Perennial underground buzz-maker Rocko was one of the most unlikely sources for a national hit in 2013, but ‘U.E.O.N.O.’ proved to be the catalyst for the Atlanta rapper’s biggest crossover success. Childish Major’s sinewy production held you in a trance, Rocko’s opening verse was boastful and on-beat, while Future made it even harder for you not to crown him the best hookman in rap.
But then Rick Ross showed up and was all like, “Put molly all in her champagne / She ain’t even know it / I took her home and I enjoyed that / She ain’t even know it.” It was date rapegate for Rozay and, boy, did he know it.
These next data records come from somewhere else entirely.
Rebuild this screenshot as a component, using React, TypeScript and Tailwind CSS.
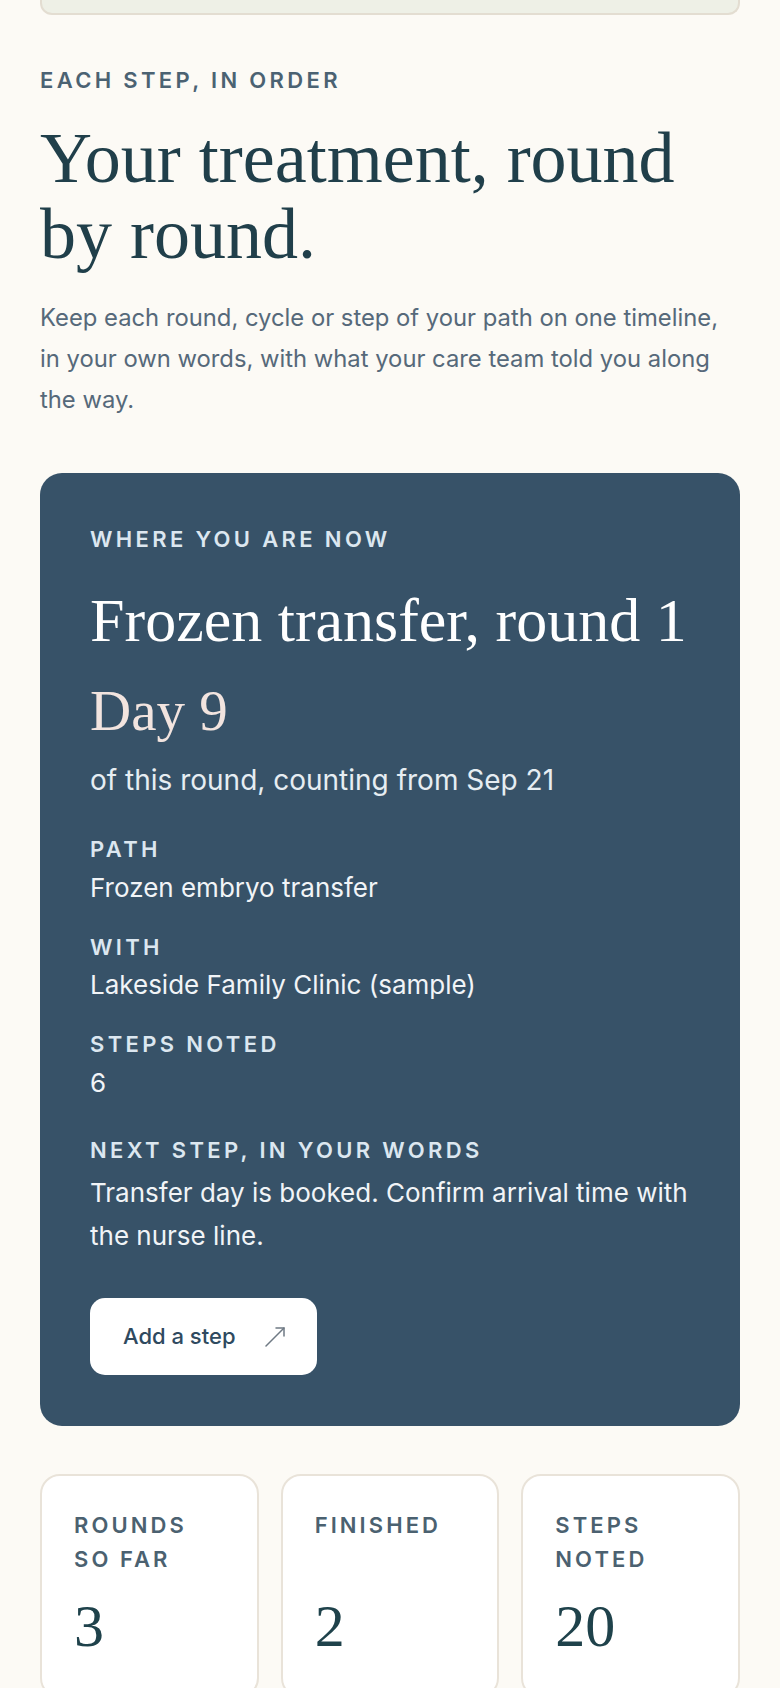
export default function App() {
  return (
    <div className="min-h-screen bg-[#fcfaf5] font-['Inter',sans-serif]">
      <div className="px-[40px] pb-[40px]">
        <div className="h-[15px] rounded-b-[12px] border-x-2 border-b-2 border-[#e3ddd1] bg-[#eef0e6]" />

        <p className="mt-[49px] text-[22px] font-semibold leading-[33px] tracking-[0.152em] text-[#4b6272]">
          EACH STEP, IN ORDER
        </p>
        <h1 className="mt-[23px] font-['Liberation_Serif',serif] text-[72px] leading-[76px] text-[#203f4a]">
          Your treatment, round
          <br />
          by round.
        </h1>
        <p className="mt-[25px] max-w-[686px] text-[23.8px] leading-[41px] text-[#56697a]">
          Keep each round, cycle or step of your path on one timeline, in your own words, with what
          your care team told you along the way.
        </p>

        <section className="mt-[53px] rounded-[22px] bg-[#375268] px-[50px] pb-[51px] pt-[50px]">
          <p className="text-[22px] font-semibold leading-[33px] tracking-[0.152em] text-[#dce7f0]">
            WHERE YOU ARE NOW
          </p>
          <h2 className="mt-[31px] whitespace-nowrap font-['Liberation_Serif',serif] text-[62px] leading-[67px] text-white">
            Frozen transfer, round 1
          </h2>
          <p className="mt-[26px] font-['Liberation_Serif',serif] text-[57px] leading-[62px] text-[#f2e4df]">
            Day 9
          </p>
          <p className="mt-[18px] text-[28px] leading-[40px] text-[#e6edf2]">
            of this round, counting from Sep 21
          </p>

          <div className="mt-[33px]">
            <p className="text-[22px] font-semibold leading-[33px] tracking-[0.152em] text-[#dce7f0]">PATH</p>
            <p className="mt-[3px] text-[26px] leading-[38px] text-[#f1f4f7]">Frozen embryo transfer</p>
          </div>
          <div className="mt-[24px]">
            <p className="text-[22px] font-semibold leading-[33px] tracking-[0.152em] text-[#dce7f0]">WITH</p>
            <p className="mt-[2px] text-[26px] leading-[38px] text-[#f1f4f7]">
              Lakeside Family Clinic (sample)
            </p>
          </div>
          <div className="mt-[24px]">
            <p className="text-[22px] font-semibold leading-[33px] tracking-[0.152em] text-[#dce7f0]">
              STEPS NOTED
            </p>
            <p className="mt-[3px] text-[26px] leading-[38px] text-[#f1f4f7]">6</p>
          </div>
          <div className="mt-[32px]">
            <p className="text-[22px] font-semibold leading-[33px] tracking-[0.152em] text-[#dce7f0]">
              NEXT STEP, IN YOUR WORDS
            </p>
            <p className="mt-[4px] text-[26px] leading-[43px] text-[#f1f4f7]">
              Transfer day is booked. Confirm arrival time with the nurse line.
            </p>
          </div>

          <button className="mt-[41px] flex h-[77px] items-center gap-[29px] rounded-[15px] bg-white pl-[33px] pr-[32px]">
            <span className="text-[22px] font-medium text-[#2f4a5f]">Add a step</span>
            <svg width="20" height="20" viewBox="0 0 20 20" fill="none" stroke="#6f7a84" strokeWidth="1.5" strokeLinecap="round" strokeLinejoin="round">
              <path d="M1 19 L19 1" />
              <path d="M11 1 H19 V9" />
            </svg>
          </button>
        </section>

        <div className="mt-[48px] grid grid-cols-3 gap-[22px]">
          {[
            { label: "ROUNDS SO FAR", value: "3" },
            { label: "FINISHED", value: "2" },
            { label: "STEPS NOTED", value: "20" },
          ].map((s) => (
            <div key={s.label} className="rounded-[20px] border-2 border-[#e9e3d9] bg-white px-[32px] pb-[40px] pt-[32px]">
              <p className="min-h-[68px] text-[22px] font-semibold leading-[34px] tracking-[0.14em] text-[#4b6170]">
                {s.label}
              </p>
              <p className="mt-[20px] font-['Liberation_Serif',serif] text-[60px] leading-[60px] text-[#1f424b]">
                {s.value}
              </p>
            </div>
          ))}
        </div>
      </div>
    </div>
  );
}
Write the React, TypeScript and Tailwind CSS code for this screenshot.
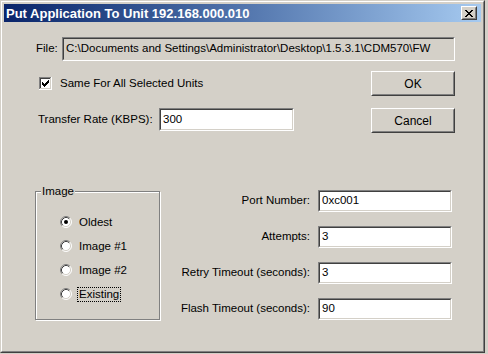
import type { ReactNode } from "react"

const FONT = "font-['Liberation_Sans',Arial,sans-serif]"

// 7x7 check glyph, classic win2k
const CHECK = [[6, 0], [5, 1], [6, 1], [0, 2], [4, 2], [5, 2], [6, 2], [0, 3], [1, 3], [3, 3], [4, 3], [5, 3], [0, 4], [1, 4], [2, 4], [3, 4], [4, 4], [1, 5], [2, 5], [3, 5], [2, 6]]
const CROSS = [[0, 0], [1, 0], [6, 0], [7, 0], [1, 1], [2, 1], [5, 1], [6, 1], [2, 2], [3, 2], [4, 2], [5, 2], [3, 3], [4, 3], [2, 4], [3, 4], [4, 4], [5, 4], [1, 5], [2, 5], [5, 5], [6, 5], [0, 6], [1, 6], [6, 6], [7, 6]]

function Sunken({ className = "", bg = "bg-white", children }: { className?: string; bg?: string; children?: ReactNode }) {
  return (
    <div className={`border border-t-[#808080] border-l-[#808080] border-r-white border-b-white ${className}`}>
      <div className={`h-full border border-t-[#404040] border-l-[#404040] border-r-[#d4d0c8] border-b-[#d4d0c8] ${bg} flex items-center pl-[2px] text-[11.5px] text-black whitespace-nowrap overflow-hidden`}>
        {children}
      </div>
    </div>
  )
}

function Button({ children }: { children: ReactNode }) {
  return (
    <div className="w-[84px] h-[25px] border border-t-white border-l-white border-r-[#404040] border-b-[#404040]">
      <div className="h-full border border-t-[#d4d0c8] border-l-[#d4d0c8] border-r-[#808080] border-b-[#808080] flex items-center justify-center text-[12px] text-black">
        {children}
      </div>
    </div>
  )
}

function Checkbox() {
  return (
    <svg width="13" height="13" viewBox="0 0 13 13" shapeRendering="crispEdges" className="shrink-0">
      <rect x="0" y="0" width="12" height="1" fill="#808080" />
      <rect x="0" y="0" width="1" height="12" fill="#808080" />
      <rect x="0" y="12" width="13" height="1" fill="#fff" />
      <rect x="12" y="0" width="1" height="13" fill="#fff" />
      <rect x="1" y="1" width="10" height="1" fill="#404040" />
      <rect x="1" y="1" width="1" height="10" fill="#404040" />
      <rect x="1" y="11" width="11" height="1" fill="#d4d0c8" />
      <rect x="11" y="1" width="1" height="11" fill="#d4d0c8" />
      <rect x="2" y="2" width="9" height="9" fill="#fff" />
      {CHECK.map(([x, y]) => <rect key={`${x}-${y}`} x={3 + x} y={3 + y} width="1" height="1" fill="#000" />)}
    </svg>
  )
}

function Radio({ checked }: { checked?: boolean }) {
  return (
    <svg width="12" height="12" viewBox="0 0 12 12" className="shrink-0">
      <circle cx="6" cy="6" r="5" fill="#fff" />
      <path d="M2.11 9.89 A5.5 5.5 0 0 1 9.89 2.11" fill="none" stroke="#808080" />
      <path d="M9.89 2.11 A5.5 5.5 0 0 1 2.11 9.89" fill="none" stroke="#fff" />
      <path d="M2.82 9.18 A4.5 4.5 0 0 1 9.18 2.82" fill="none" stroke="#404040" />
      <path d="M9.18 2.82 A4.5 4.5 0 0 1 2.82 9.18" fill="none" stroke="#d4d0c8" />
      {checked && <circle cx="6" cy="6" r="2" fill="#000" />}
    </svg>
  )
}

function RadioRow({ label, checked, focus }: { label: string; checked?: boolean; focus?: boolean }) {
  return (
    <div className="h-[24px] flex items-center gap-[7px]">
      <Radio checked={checked} />
      <span className={`text-[11.5px] text-black leading-[13px] ${focus ? "outline outline-1 outline-dotted outline-black px-px -ml-px" : ""}`}>{label}</span>
    </div>
  )
}

const fields = [
  { label: "Port Number:", value: "0xc001" },
  { label: "Attempts:", value: "3" },
  { label: "Retry Timeout (seconds):", value: "3" },
  { label: "Flash Timeout (seconds):", value: "90" },
]

export default function App() {
  return (
    <div className={`w-[488px] h-[354px] bg-[#d4d0c8] ${FONT}`}>
      {/* window frame */}
      <div className="w-[485px] h-[353px] border border-t-[#d4d0c8] border-l-[#d4d0c8] border-r-[#404040] border-b-[#404040]">
        <div className="h-full border border-t-white border-l-white border-r-[#808080] border-b-[#808080] p-[2px] flex flex-col">

          {/* caption */}
          <div className="h-[18px] shrink-0 flex items-center bg-gradient-to-r from-[#0a246a] to-[#a6caf0] pl-[2px] pr-[4px]">
            <span className="text-white font-bold text-[13px] leading-none">Put Application To Unit 192.168.000.010</span>
            <div className="ml-auto w-[16px] h-[14px] border border-t-white border-l-white border-r-[#404040] border-b-[#404040]">
              <div className="h-full bg-[#d4d0c8] border border-t-[#d4d0c8] border-l-[#d4d0c8] border-r-[#808080] border-b-[#808080] flex items-center justify-center">
                <svg width="8" height="7" viewBox="0 0 8 7" shapeRendering="crispEdges">
                  {CROSS.map(([x, y]) => <rect key={`${x}-${y}`} x={x} y={y} width="1" height="1" fill="#000" />)}
                </svg>
              </div>
            </div>
          </div>

          {/* client */}
          <div className="flex-1 flex flex-col text-black">
            <div className="mt-[15px] ml-[32px] flex items-center">
              <span className="w-[26px] text-[11.5px]">File:</span>
              <Sunken className="w-[393px] h-[24px]" bg="bg-[#d4d0c8]">
                C:\Documents and Settings\Administrator\Desktop\1.5.3.1\CDM570\FW
              </Sunken>
            </div>

            <div className="mt-[10px] flex items-start">
              <div className="ml-[34px] flex flex-col">
                <div className="mt-[6px] ml-px flex items-center gap-[8px] h-[13px]">
                  <Checkbox />
                  <span className="text-[11.5px]">Same For All Selected Units</span>
                </div>
                <div className="mt-[18px] flex items-center">
                  <span className="w-[121px] text-[11.5px]">Transfer Rate (KBPS):</span>
                  <Sunken className="w-[135px] h-[23px]">300</Sunken>
                </div>
              </div>
              <div className="ml-auto mr-[26px] flex flex-col gap-[12px]">
                <Button>OK</Button>
                <Button>Cancel</Button>
              </div>
            </div>

            <div className="mt-[52px] flex items-start">
              <div className="relative ml-[31px] mt-[6px] w-[125px] h-[129px] border border-[#808080] shadow-[inset_1px_1px_0_#fff,1px_1px_0_#fff]">
                <span className="absolute -top-[8px] left-[5px] px-px bg-[#d4d0c8] text-[11.5px] leading-[14px]">Image</span>
                <div className="pl-[24px] pt-[18px] flex flex-col">
                  <RadioRow label="Oldest" checked />
                  <RadioRow label="Image #1" />
                  <RadioRow label="Image #2" />
                  <RadioRow label="Existing" focus />
                </div>
              </div>
              <div className="ml-auto mr-[29px] mt-[5px] flex flex-col gap-[14px]">
                {fields.map(f => (
                  <div key={f.label} className="flex items-center justify-end gap-[8px]">
                    <span className="text-[11.5px]">{f.label}</span>
                    <Sunken className="w-[134px] h-[22px]">{f.value}</Sunken>
                  </div>
                ))}
              </div>
            </div>
          </div>
        </div>
      </div>
    </div>
  )
}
The MMG mogul duly got dropped from his partnership with Reebok and enjoyed the benefits of being every feminist group’s public enemy number one. Despite being marred by controversy, ‘U.O.E.N.O.’ climbed as high as No. 20 on the Billboard Hot 100 and was remixed by everyone from A$AP Rocky and Wiz Khalifa to Lil Wayne and TDE.
Though ‘Type of Way’ was the song that set it all off for Rich Homie Quan, the ATLien proved he was more than a just one hit wonder with ‘My N—a’ (or ‘My Hitta,’ if you copped the clean version). Despite being billed as YG’s song, Quan outshone his more famous counterparts with a raspy, slurred hook, which unfolded into a magnetizing half-singing, half-rapping verse. You probably didn’t catch everything he was saying, you just knew it sounded fucking good.
Cracking the top 20 of the Billboard Hot 100, ‘My N—a’ was not only YG and Quan’s biggest single in their young careers, it gifted the aging Jeezy his highest-charting effort since 2009’s ‘Hard’ with Rihanna.
Justin Timberlake and Jay Z issued their letter of intent early by dropping ‘Suit & Tie’ — the lead single from Justin’s massively anticipated comeback album, ‘The 20/20 Experience — in January. Six months later, the powerhouse pair returned for more pop dominance on ‘Holy Grail’ — the opening single from Hov’s surprise 12th LP, ‘Magna Carta Holy Grail.’
Although the song was in fact recorded during the ‘Watch the Throne’ sessions two years prior, it served as the exquisite center piece to ‘MCHG.’ Raindrop keys, lush synths and a majestic Timberlake ballad played like the opening of Heaven’s pearly gates, where we were met with the divine presence of Shawn Carter: “Blue told me remind you n—as / Fuck that shit you talking ’bout, I’m that n—a.”